Tolley, interim director for the Pennyrile District Health Department in west Kentucky, gave stern recommendations to school district superintendents, elected officials and hospital staff, during a regional meeting Thursday.
For example, nursing homes should limit visitors, hospitals should review plans in handling a spike of patients, and school districts should prepare for the governor to close schools. Later that day, Kentucky’s governor requested schools do just that.
But with a crisis like coronavirus, he’s strapped for resources and manpower. His public health department, covering several counties, is working with half the staff he had in 2012.
Three out of his five county health centers in west Kentucky had to close one day out of the week to maintain services. And a report last year showed his department within 12 months of financial insolvency due to poor state funding and the state’s pension troubles.

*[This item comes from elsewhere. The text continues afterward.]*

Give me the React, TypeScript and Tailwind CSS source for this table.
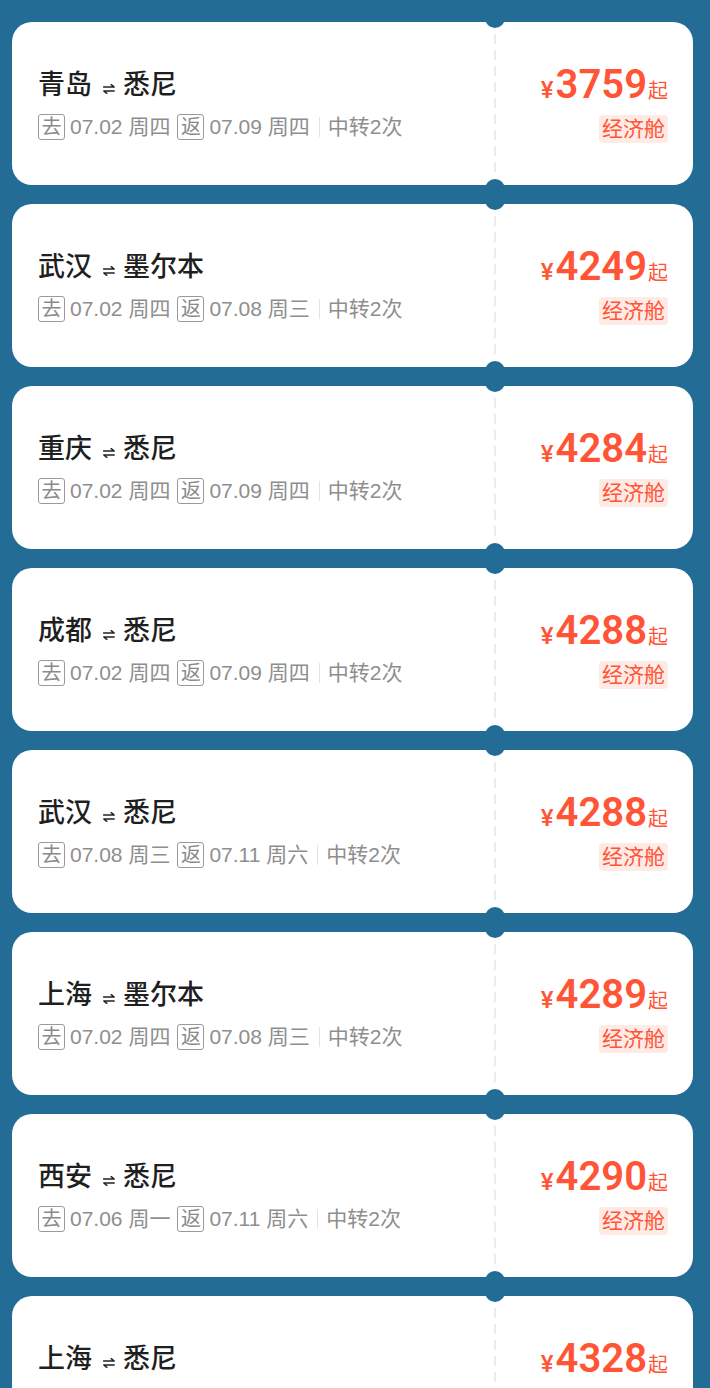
import React from "react";

type Item = {
  from: string;
  to: string;
  go: string;
  back: string;
  price: string;
};

const items: Item[] = [
  { from: "青岛", to: "悉尼", go: "07.02 周四", back: "07.09 周四", price: "3759" },
  { from: "武汉", to: "墨尔本", go: "07.02 周四", back: "07.08 周三", price: "4249" },
  { from: "重庆", to: "悉尼", go: "07.02 周四", back: "07.09 周四", price: "4284" },
  { from: "成都", to: "悉尼", go: "07.02 周四", back: "07.09 周四", price: "4288" },
  { from: "武汉", to: "悉尼", go: "07.08 周三", back: "07.11 周六", price: "4288" },
  { from: "上海", to: "墨尔本", go: "07.02 周四", back: "07.08 周三", price: "4289" },
  { from: "西安", to: "悉尼", go: "07.06 周一", back: "07.11 周六", price: "4290" },
  { from: "上海", to: "悉尼", go: "07.02 周四", back: "07.09 周四", price: "4328" },
];

function Arrow() {
  return (
    <svg width="12" height="10" viewBox="0 0 12 10" className="ml-[11px] mr-[8px] mt-[8px]" fill="none">
      <path d="M0.5 3 H11.2 L8.2 0.6" stroke="#222" strokeWidth="1.5" strokeLinecap="round" strokeLinejoin="round" />
      <path d="M11.2 7 H0.8 L3.8 9.4" stroke="#222" strokeWidth="1.5" strokeLinecap="round" strokeLinejoin="round" />
    </svg>
  );
}

function Tag({ label }: { label: string }) {
  return (
    <span className="flex h-[26px] w-[27px] items-center justify-center rounded-[3px] border border-[#9a9a9a] text-[20px] leading-none text-[#8a8a8a]">
      {label}
    </span>
  );
}

function Card({ item }: { item: Item }) {
  return (
    <div className="flex h-[163px] w-[681px] shrink-0 rounded-[20px] bg-white">
      <div className="flex flex-1 flex-col justify-center pl-[26px]">
        <div className="flex h-[36px] items-center text-[27px] font-medium leading-[36px] text-[#1f1f1f]">
          <span>{item.from}</span>
          <Arrow />
          <span>{item.to}</span>
        </div>
        <div className="mt-[10px] flex h-[28px] items-center text-[21px] leading-none text-[#8e8e8e]">
          <Tag label="去" />
          <span className="ml-[5px]">{item.go}</span>
          <span className="ml-[7px]">
            <Tag label="返" />
          </span>
          <span className="ml-[5px]">{item.back}</span>
          <span className="ml-[9px] h-[20px] w-px bg-[#e3e3e3]" />
          <span className="ml-[8px]">中转2次</span>
        </div>
      </div>
      <div className="relative w-[2px] self-stretch">
        <div className="absolute left-1/2 top-[-14px] h-[20px] w-[20px] -translate-x-1/2 rounded-full bg-[#236c96]" />
        <div className="absolute bottom-[-14px] left-1/2 h-[20px] w-[20px] -translate-x-1/2 rounded-full bg-[#236c96]" />
        <div className="absolute inset-x-0 bottom-[12px] top-[12px] bg-[linear-gradient(to_bottom,#ececec_60%,transparent_60%)] bg-[length:2px_16px]" />
      </div>
      <div className="flex w-[197px] flex-col items-end justify-center pr-[25px]">
        <div className="flex h-[40px] items-baseline text-[#ff5436]">
          <span className="font-['Roboto',sans-serif] text-[24px] font-medium leading-[40px]">¥</span>
          <span className="ml-[2px] font-['Roboto',sans-serif] text-[40px] font-semibold leading-[40px]">{item.price}</span>
          <span className="ml-[1px] text-[20px] leading-[40px]">起</span>
        </div>
        <div className="mt-[10px] flex h-[28px] items-center rounded-[4px] bg-[#ffebe6] px-[3px] text-[21px] leading-none text-[#ff5436]">
          经济舱
        </div>
      </div>
    </div>
  );
}

export default function App() {
  return (
    <div className="h-[1388px] w-[710px] overflow-hidden bg-[#236c96] font-['Liberation_Sans','Noto_Sans_CJK_SC',sans-serif]">
      <div className="flex flex-col gap-[19px] pl-[12px] pt-[22px]">
        {items.map((it, i) => (
          <Card key={i} item={it} />
        ))}
      </div>
    </div>
  );
}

He’s had to cut back even more on services his department provides to divert toward addressing the coronavirus. And millions of dollars of emergency federal funding could come months too late to help.
“When these events come up and we don’t have the staffing that we need, it shows the importance of having some reserve,” Tolley said. “They can send the money out, but it takes years to get a public health nurse fully trained.”
Other rural public health departments in the Ohio Valley face similar challenges. Georgia Heise is the director of the Three Rivers District Health Department in Owenton, Kentucky, and serves on the executive board for the National Association of County and City Health Officials.
“They wait until we’re in the midst of a crisis, and then we throw money at stuff and do very drastic measures,” Heise said. “Public health needs to be an infrastructure-type thing.”
She said many rural health departments often have to save and stretch influxes of funding and resources they receive from addressing past health crises, like the Zika virus, to plan for future situations like the coronavirus. But it’s not a sustainable strategy, leaving her staff overworked.
“In this particular emergency, if we can’t use it in this one, we’ll use it in the next one. But that’s not how that should go,” Heise said. “Let’s fund things for what they actually are and what they actually cost.”